Prompt>
Pick out the lines below with "components" and list them.

----

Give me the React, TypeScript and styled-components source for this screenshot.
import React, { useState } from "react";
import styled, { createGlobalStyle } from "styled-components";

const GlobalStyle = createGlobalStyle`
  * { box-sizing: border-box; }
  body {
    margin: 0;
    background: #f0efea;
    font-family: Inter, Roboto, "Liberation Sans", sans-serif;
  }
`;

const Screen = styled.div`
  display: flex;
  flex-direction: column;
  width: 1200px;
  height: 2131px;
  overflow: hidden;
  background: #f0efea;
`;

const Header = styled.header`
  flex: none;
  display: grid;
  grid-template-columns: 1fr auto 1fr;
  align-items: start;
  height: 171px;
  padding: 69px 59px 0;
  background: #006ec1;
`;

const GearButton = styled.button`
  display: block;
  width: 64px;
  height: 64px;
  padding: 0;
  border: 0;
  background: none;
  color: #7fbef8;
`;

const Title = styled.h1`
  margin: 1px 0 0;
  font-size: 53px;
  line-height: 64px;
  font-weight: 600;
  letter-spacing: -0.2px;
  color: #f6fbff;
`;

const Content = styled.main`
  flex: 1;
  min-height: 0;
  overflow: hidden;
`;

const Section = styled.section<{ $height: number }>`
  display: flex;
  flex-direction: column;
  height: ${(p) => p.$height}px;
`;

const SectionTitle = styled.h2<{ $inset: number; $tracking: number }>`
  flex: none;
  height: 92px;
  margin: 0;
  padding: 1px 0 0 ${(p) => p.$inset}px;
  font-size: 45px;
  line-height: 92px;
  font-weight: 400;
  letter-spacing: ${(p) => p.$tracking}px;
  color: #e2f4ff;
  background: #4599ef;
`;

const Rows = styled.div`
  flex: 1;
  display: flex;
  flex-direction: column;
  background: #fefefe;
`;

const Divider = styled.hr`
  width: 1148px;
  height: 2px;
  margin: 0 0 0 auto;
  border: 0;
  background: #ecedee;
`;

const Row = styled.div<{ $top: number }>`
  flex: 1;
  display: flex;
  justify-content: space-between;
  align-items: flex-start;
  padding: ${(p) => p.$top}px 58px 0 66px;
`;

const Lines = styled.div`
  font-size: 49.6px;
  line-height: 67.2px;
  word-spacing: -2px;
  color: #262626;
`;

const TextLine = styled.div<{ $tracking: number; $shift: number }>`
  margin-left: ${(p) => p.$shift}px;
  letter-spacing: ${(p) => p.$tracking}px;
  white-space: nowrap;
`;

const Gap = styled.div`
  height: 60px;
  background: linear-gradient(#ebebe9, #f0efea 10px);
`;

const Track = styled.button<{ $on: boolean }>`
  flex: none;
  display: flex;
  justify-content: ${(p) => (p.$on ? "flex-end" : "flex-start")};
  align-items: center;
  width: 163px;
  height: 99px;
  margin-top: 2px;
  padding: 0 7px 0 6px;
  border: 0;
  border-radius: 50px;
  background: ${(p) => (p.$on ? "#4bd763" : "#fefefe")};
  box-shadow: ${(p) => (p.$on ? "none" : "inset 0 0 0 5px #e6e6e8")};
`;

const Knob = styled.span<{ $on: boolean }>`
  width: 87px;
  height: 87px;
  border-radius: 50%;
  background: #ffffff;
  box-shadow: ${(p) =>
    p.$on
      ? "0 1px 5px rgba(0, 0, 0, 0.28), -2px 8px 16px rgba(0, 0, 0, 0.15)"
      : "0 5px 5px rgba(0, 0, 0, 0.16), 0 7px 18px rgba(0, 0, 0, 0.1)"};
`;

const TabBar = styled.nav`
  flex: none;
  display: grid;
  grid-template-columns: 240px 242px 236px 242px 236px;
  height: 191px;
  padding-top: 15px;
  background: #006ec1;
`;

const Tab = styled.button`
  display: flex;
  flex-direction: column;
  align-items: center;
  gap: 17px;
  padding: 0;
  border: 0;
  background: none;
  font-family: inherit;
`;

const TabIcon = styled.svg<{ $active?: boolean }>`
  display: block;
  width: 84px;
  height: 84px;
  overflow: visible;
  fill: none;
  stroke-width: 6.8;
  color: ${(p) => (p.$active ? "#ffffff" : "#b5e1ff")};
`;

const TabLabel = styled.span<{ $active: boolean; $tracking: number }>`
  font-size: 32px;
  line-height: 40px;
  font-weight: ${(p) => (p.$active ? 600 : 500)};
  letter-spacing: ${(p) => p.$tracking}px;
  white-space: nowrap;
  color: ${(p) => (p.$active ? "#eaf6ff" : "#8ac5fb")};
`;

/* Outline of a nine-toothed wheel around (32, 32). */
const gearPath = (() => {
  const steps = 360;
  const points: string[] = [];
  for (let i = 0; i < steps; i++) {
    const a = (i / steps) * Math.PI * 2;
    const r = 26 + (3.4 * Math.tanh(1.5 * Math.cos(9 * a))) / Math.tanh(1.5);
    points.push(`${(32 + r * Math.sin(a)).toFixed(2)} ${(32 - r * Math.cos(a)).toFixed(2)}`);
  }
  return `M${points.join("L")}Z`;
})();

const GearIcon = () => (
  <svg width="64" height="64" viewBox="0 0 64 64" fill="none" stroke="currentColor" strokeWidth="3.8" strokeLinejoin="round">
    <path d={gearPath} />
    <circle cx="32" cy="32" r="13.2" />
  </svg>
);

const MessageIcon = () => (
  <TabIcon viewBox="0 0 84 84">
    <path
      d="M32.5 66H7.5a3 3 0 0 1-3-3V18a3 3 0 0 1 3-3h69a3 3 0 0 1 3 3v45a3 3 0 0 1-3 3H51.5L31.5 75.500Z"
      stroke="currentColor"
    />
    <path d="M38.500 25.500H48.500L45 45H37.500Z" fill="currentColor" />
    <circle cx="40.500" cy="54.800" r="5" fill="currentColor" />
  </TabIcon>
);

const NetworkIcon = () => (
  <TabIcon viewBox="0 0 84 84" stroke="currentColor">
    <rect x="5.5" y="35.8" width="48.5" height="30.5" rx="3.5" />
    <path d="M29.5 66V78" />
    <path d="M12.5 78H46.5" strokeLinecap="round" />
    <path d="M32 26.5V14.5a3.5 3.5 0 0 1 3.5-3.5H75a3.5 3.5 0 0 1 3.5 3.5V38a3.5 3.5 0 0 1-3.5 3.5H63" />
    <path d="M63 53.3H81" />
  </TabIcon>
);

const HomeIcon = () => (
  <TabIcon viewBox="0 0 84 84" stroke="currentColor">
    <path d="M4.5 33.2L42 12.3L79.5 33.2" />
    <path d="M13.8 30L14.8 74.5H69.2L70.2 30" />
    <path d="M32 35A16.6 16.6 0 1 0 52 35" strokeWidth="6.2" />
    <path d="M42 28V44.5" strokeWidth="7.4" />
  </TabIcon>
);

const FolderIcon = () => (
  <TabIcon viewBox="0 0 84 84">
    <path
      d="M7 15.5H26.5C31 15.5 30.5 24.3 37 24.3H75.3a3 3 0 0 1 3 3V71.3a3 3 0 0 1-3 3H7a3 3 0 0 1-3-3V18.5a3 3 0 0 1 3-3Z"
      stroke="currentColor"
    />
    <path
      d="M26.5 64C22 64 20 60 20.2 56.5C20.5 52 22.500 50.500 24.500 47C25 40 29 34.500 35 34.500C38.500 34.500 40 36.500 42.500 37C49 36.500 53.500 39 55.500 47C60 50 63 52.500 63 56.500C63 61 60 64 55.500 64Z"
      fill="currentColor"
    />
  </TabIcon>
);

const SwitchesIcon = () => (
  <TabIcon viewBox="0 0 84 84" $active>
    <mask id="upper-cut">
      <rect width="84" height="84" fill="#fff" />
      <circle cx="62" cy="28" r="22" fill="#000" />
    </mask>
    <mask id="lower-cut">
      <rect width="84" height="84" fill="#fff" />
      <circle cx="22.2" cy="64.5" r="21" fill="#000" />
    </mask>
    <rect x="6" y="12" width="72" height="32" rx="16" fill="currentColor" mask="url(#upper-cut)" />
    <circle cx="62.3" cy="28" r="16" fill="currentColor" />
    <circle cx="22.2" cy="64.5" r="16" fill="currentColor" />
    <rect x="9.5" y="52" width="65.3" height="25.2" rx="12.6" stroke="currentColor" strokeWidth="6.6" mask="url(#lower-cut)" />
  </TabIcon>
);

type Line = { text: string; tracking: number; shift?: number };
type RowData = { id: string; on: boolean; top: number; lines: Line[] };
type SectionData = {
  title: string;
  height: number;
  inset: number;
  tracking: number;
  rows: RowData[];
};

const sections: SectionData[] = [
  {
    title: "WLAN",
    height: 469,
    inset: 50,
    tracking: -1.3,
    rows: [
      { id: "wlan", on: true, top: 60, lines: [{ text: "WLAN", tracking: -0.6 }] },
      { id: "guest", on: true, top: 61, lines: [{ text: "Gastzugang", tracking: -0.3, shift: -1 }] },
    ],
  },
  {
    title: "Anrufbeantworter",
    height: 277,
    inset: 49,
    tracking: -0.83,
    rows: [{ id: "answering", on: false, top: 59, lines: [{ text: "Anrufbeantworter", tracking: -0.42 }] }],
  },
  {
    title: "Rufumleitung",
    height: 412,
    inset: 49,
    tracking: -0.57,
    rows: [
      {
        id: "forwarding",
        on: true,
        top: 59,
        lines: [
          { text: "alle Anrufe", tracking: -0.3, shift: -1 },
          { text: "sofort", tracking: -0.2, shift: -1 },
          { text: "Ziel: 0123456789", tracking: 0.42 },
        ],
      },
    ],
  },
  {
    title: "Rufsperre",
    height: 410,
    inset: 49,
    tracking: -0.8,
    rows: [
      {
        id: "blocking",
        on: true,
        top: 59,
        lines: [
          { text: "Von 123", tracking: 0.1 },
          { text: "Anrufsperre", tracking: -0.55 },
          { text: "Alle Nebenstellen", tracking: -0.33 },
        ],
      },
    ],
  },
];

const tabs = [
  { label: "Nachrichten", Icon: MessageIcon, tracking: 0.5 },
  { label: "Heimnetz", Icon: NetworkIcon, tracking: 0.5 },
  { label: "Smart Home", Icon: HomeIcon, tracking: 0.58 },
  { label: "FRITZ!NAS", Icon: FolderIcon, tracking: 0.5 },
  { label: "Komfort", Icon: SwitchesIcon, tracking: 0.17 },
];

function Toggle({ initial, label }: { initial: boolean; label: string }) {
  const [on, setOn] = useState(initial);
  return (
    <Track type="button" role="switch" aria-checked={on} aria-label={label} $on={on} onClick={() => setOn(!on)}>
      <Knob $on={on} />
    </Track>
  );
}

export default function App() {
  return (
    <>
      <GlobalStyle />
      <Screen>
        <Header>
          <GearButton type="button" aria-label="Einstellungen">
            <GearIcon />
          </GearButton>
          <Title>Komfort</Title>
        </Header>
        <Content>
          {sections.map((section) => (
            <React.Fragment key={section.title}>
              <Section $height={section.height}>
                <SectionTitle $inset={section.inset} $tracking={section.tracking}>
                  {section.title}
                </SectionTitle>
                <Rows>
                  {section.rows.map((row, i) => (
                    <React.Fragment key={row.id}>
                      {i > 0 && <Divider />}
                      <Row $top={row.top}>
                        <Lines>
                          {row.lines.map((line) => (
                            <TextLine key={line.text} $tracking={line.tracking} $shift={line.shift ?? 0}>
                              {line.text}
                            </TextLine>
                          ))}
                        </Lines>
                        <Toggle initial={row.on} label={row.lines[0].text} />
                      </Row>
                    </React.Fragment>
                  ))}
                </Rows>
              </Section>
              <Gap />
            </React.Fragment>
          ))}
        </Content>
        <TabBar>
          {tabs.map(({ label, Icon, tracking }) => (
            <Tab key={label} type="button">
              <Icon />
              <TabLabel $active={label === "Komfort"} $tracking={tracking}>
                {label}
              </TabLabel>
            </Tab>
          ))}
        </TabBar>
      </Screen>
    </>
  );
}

----

Right answer>
Give me the React, TypeScript and styled-components source for this screenshot.
import styled, { createGlobalStyle } from "styled-components";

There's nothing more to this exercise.